If an artist brings me a stunning painting that failed to find a buyer at another venue three years ago, I will gladly put it on my walls. To my specific collector base, that three-year-old painting is brand new. In a sustained gallery relationship, we are constantly cycling artwork in front of new eyeballs, rendering arbitrary time limits obsolete.
One Final Takeaway
Instead of viewing the two-year submission rule as a penalty, treat it as a structural reality of the exhibition business. Organizers must prioritize the experience of the buyer and the sanity of the jury. Use this restriction as the ultimate excuse to get back into the studio and replace your oldest masterpieces with entirely new ones.
Question for Readers
How do you handle exhibition rules that restrict older pieces, and have you ever felt forced to submit weaker work just to meet a deadline? Share your experiences and strategies in the comments below.
I understand this completely Jason!
Having served on the board for a small local art group I got an earful of bellyaching about why a piece was rejected for a show, why the work had to gallery-wired, or why the same people kept winning awards. We tried to protect our jurors from such drama, and thankfully most artists happily followed directions. But there would always be one or two who could only see things from their own perspective.
Here’s a suggestion in case anyone else has had the same experience. Print out a few of Jason’s articles and read one at each group meeting…this one right before the next group show, with your permission of course.
I usually don’t sub to ‘last 24 months only’ shows, for the same reason I don’t make art for themed calls if the deadline is less than 6 months out. My work takes a long time to finish. I’ve been working non-art jobs FT for 20 years and a caregiver for 8. Art time got squeezed in when I could. In the last 5 years, I’ve completed 5 major pieces…all of which sold.
Only in the last two months have I had time to develop more new work. Other than 2 commissions, most of those pieces won’t be ready until November.
Then I’ll be able to actively research show and gallery calls for entry.
Having been on show juries myself, I can appreciate the necessity of limiting factors. It’s also a question with older art: can the artist live up to or surpass their previous showstoppers?
Jason, thanks for the illuminating article, which i found informative and useful. Regarding my own work, most of my sculptures take a long time to create/make, so a 24 month window for their “relevance” is not realistic. Its like saying that a knife that comes out of the forge is only relevant as long as it is still hot or warm from the forge, and once cooled is relegated to the recycle bin. Further, the energy that inspires and is manifest in my sculpture, including its “window” of contribution, is far more than a 24 month window. i think of my sculpture as being timeless: the date of a work’s final moment of completion to it maturity or contribution is not relavent to an arbitrary 24 month window.

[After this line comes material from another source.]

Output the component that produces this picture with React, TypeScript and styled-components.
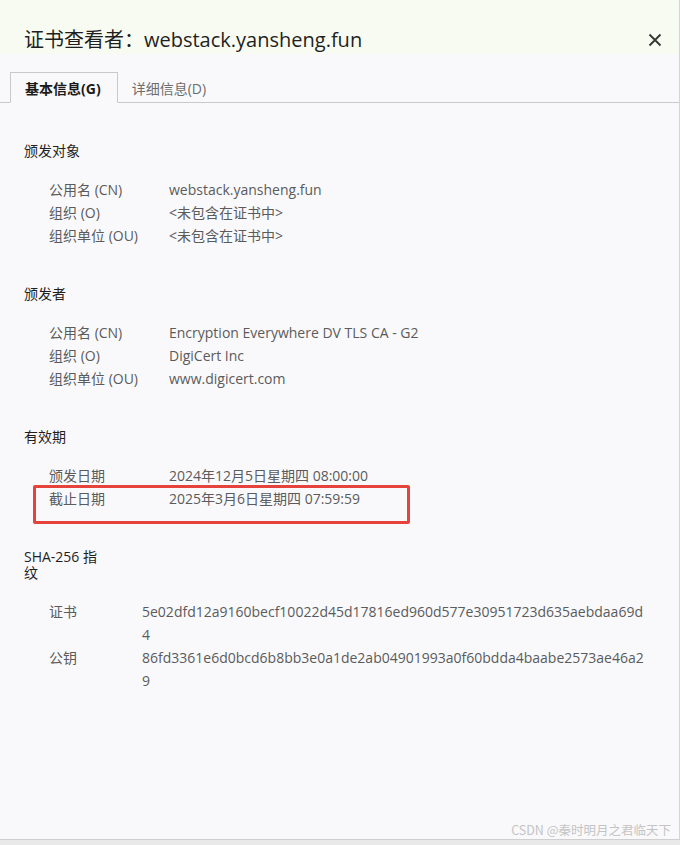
import styled, { createGlobalStyle } from "styled-components";

const GlobalStyle = createGlobalStyle`
  html, body {
    margin: 0;
    padding: 0;
    background: #e9e9e9;
  }
  body {
    font-family: "Open Sans", "Noto Sans CJK SC", sans-serif;
  }
`;

const Dialog = styled.div`
  position: relative;
  width: 679px;
  height: 839px;
  background: #f9f9fb;
  border-right: 1px solid #d4d4d4;
  border-bottom: 1px solid #cfcfcf;
  box-shadow: 0 2px 4px rgba(0, 0, 0, 0.08);
`;

const Header = styled.div`
  height: 54px;
  box-sizing: border-box;
  padding: 25px 24px 0 24px;
  background: #f8fbf2;
  display: flex;
  align-items: flex-start;
  justify-content: space-between;
`;

const Title = styled.h1`
  margin: 0;
  font-size: 20px;
  line-height: 30px;
  font-weight: 400;
  color: #1f1f1f;
  font-family: "Open Sans", "Noto Sans CJK SC", sans-serif;
`;

const CloseBtn = styled.button`
  width: 24px;
  height: 24px;
  margin-top: 3px;
  margin-right: -12px;
  border: 0;
  padding: 0;
  background: transparent;
  display: flex;
  align-items: center;
  justify-content: center;
  cursor: pointer;
`;

const TabBar = styled.div`
  margin-top: 18px;
  padding-left: 10px;
  display: flex;
  align-items: flex-end;
  border-bottom: 1px solid #c9c9c9;
`;

const Tab = styled.div<{ $active?: boolean }>`
  height: 31px;
  box-sizing: border-box;
  display: flex;
  align-items: center;
  font-size: 14px;
  margin-bottom: -1px;
  padding: 0 ${(p) => (p.$active ? "16px 0 14px" : "13px")};
  font-weight: ${(p) => (p.$active ? 700 : 400)};
  color: ${(p) => (p.$active ? "#1a1a1a" : "#6d6d6d")};
  background: ${(p) => (p.$active ? "#f9f9fb" : "transparent")};
  border: 1px solid ${(p) => (p.$active ? "#c9c9c9" : "transparent")};
  border-bottom-color: ${(p) => (p.$active ? "#f9f9fb" : "transparent")};
`;

const Content = styled.div`
  padding: 1px 24px 0;
`;

const Section = styled.section`
  margin-top: 39px;
`;

const SectionTitle = styled.div<{ $width?: number }>`
  font-size: 14px;
  line-height: 16px;
  color: #1f1f1f;
  width: ${(p) => (p.$width ? `${p.$width}px` : "auto")};
`;

const Rows = styled.div<{ $labelWidth: number }>`
  margin-top: 19px;
  padding-left: 25px;
  display: grid;
  grid-template-columns: ${(p) => p.$labelWidth}px 506px;
  font-size: 14px;
  line-height: 23px;
  color: #5b5b5b;
`;

const Row = styled.div`
  display: contents;
`;

const Label = styled.div`
  position: relative;
  white-space: nowrap;
`;

const Value = styled.div`
  word-break: break-all;
`;

const Highlight = styled.div`
  position: absolute;
  left: -16px;
  top: -2px;
  width: 371px;
  height: 33px;
  border: 3px solid #e5433b;
  border-radius: 2px;
  pointer-events: none;
`;

const Watermark = styled.div`
  position: absolute;
  right: 8px;
  bottom: 0;
  font-size: 12.5px;
  line-height: 18px;
  color: #c4c4c4;
  font-family: "Noto Sans CJK SC", sans-serif;
`;

type Item = { label: string; value: string; marked?: boolean };

const subject: Item[] = [
  { label: "公用名 (CN)", value: "webstack.yansheng.fun" },
  { label: "组织 (O)", value: "<未包含在证书中>" },
  { label: "组织单位 (OU)", value: "<未包含在证书中>" },
];

const issuer: Item[] = [
  { label: "公用名 (CN)", value: "Encryption Everywhere DV TLS CA - G2" },
  { label: "组织 (O)", value: "DigiCert Inc" },
  { label: "组织单位 (OU)", value: "www.digicert.com" },
];

const validity: Item[] = [
  { label: "颁发日期", value: "2024年12月5日星期四 08:00:00" },
  { label: "截止日期", value: "2025年3月6日星期四 07:59:59", marked: true },
];

const prints: Item[] = [
  { label: "证书", value: "5e02dfd12a9160becf10022d45d17816ed960d577e30951723d635aebdaa69d4" },
  { label: "公钥", value: "86fd3361e6d0bcd6b8bb3e0a1de2ab04901993a0f60bdda4baabe2573ae46a29" },
];

function InfoRows({ items, labelWidth }: { items: Item[]; labelWidth: number }) {
  return (
    <Rows $labelWidth={labelWidth}>
      {items.map((it) => (
        <Row key={it.label}>
          <Label>
            {it.marked && <Highlight />}
            {it.label}
          </Label>
          <Value>{it.value}</Value>
        </Row>
      ))}
    </Rows>
  );
}

export default function App() {
  return (
    <>
      <GlobalStyle />
      <Dialog>
        <Header>
          <Title>证书查看者：webstack.yansheng.fun</Title>
          <CloseBtn aria-label="关闭">
            <svg width="14" height="14" viewBox="0 0 14 14">
              <path d="M1.5 1.5 L12.5 12.5 M12.5 1.5 L1.5 12.5" stroke="#3a3a3a" strokeWidth="2" />
            </svg>
          </CloseBtn>
        </Header>
        <TabBar>
          <Tab $active>基本信息(G)</Tab>
          <Tab>详细信息(D)</Tab>
        </TabBar>
        <Content>
          <Section>
            <SectionTitle>颁发对象</SectionTitle>
            <InfoRows items={subject} labelWidth={120} />
          </Section>
          <Section>
            <SectionTitle>颁发者</SectionTitle>
            <InfoRows items={issuer} labelWidth={120} />
          </Section>
          <Section>
            <SectionTitle>有效期</SectionTitle>
            <InfoRows items={validity} labelWidth={120} />
          </Section>
          <Section>
            <SectionTitle $width={80}>SHA-256 指纹</SectionTitle>
            <InfoRows items={prints} labelWidth={93} />
          </Section>
        </Content>
        <Watermark>CSDN @秦时明月之君临天下</Watermark>
      </Dialog>
    </>
  );
}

Another perspective on this is that there have been more incidentes than i can count or recall, where i have created a sculpture/design that i sometime later saw someone else come up with something relational, so how does one overlay a 24 month rule onto such situations? To me is means that my work and its meaning or relevance takes a long time to mature–a bit more than 24 months…….wishing you all the best! jon
I view exhibition restrictions as a structural part of the professional art world, but they do not shape my creative process. I work in a spontaneous “here and now” mode, without sketches or repetitions, so each of my paintings is a unique emotional state that cannot be recreated.
My method is rooted in immediacy and intuition, which naturally leads me to produce new work rather than rely on past pieces. Time limitations simply highlight what is already essential to my practice: constant movement, renewal, and a living presence in every new canvas.
For me, the most important thing is to stay true to this inner impulse — and then any external rules become just part of the context in which I continue to grow.
Yes! 1000+ entries for 50 spaces in a venue is probably more common than not.
Yes! A way to eliminate as many entries as possible is a reality because the eventual exhibition has to feel like it is something because it is. Collectors and followers make the exhibitions viable.
The reality is even with the reduced number coming before the juror(s) means each piece gets a few seconds of attention. A few seconds. The work has to be stunning and present.
I’ve had experience on a jury and it is impossibly hard. We all naturally retreated to our own familiar creation grounds in order to preserve our strength and sanity. No, it’s not fair ultimately but it is the way it has to be. That’s why most jurors are introduced in the call with a short bio and website.
If you are serious about answering a call. Be as researched as possible, knowing 50 out of 1000 is 950 disappointments. A good cuppa and two hours in the studio works wonders.
Got it! Makes sense. I have a bunch of paintings that I made 20 years ago and never have been shown. After a 18 year long break from painting my pieces now are different and I should concentrate on continuing on that path and make a fluent transition to whatever comes next.
Thank you for making us understand your side of the story. Much appreciated.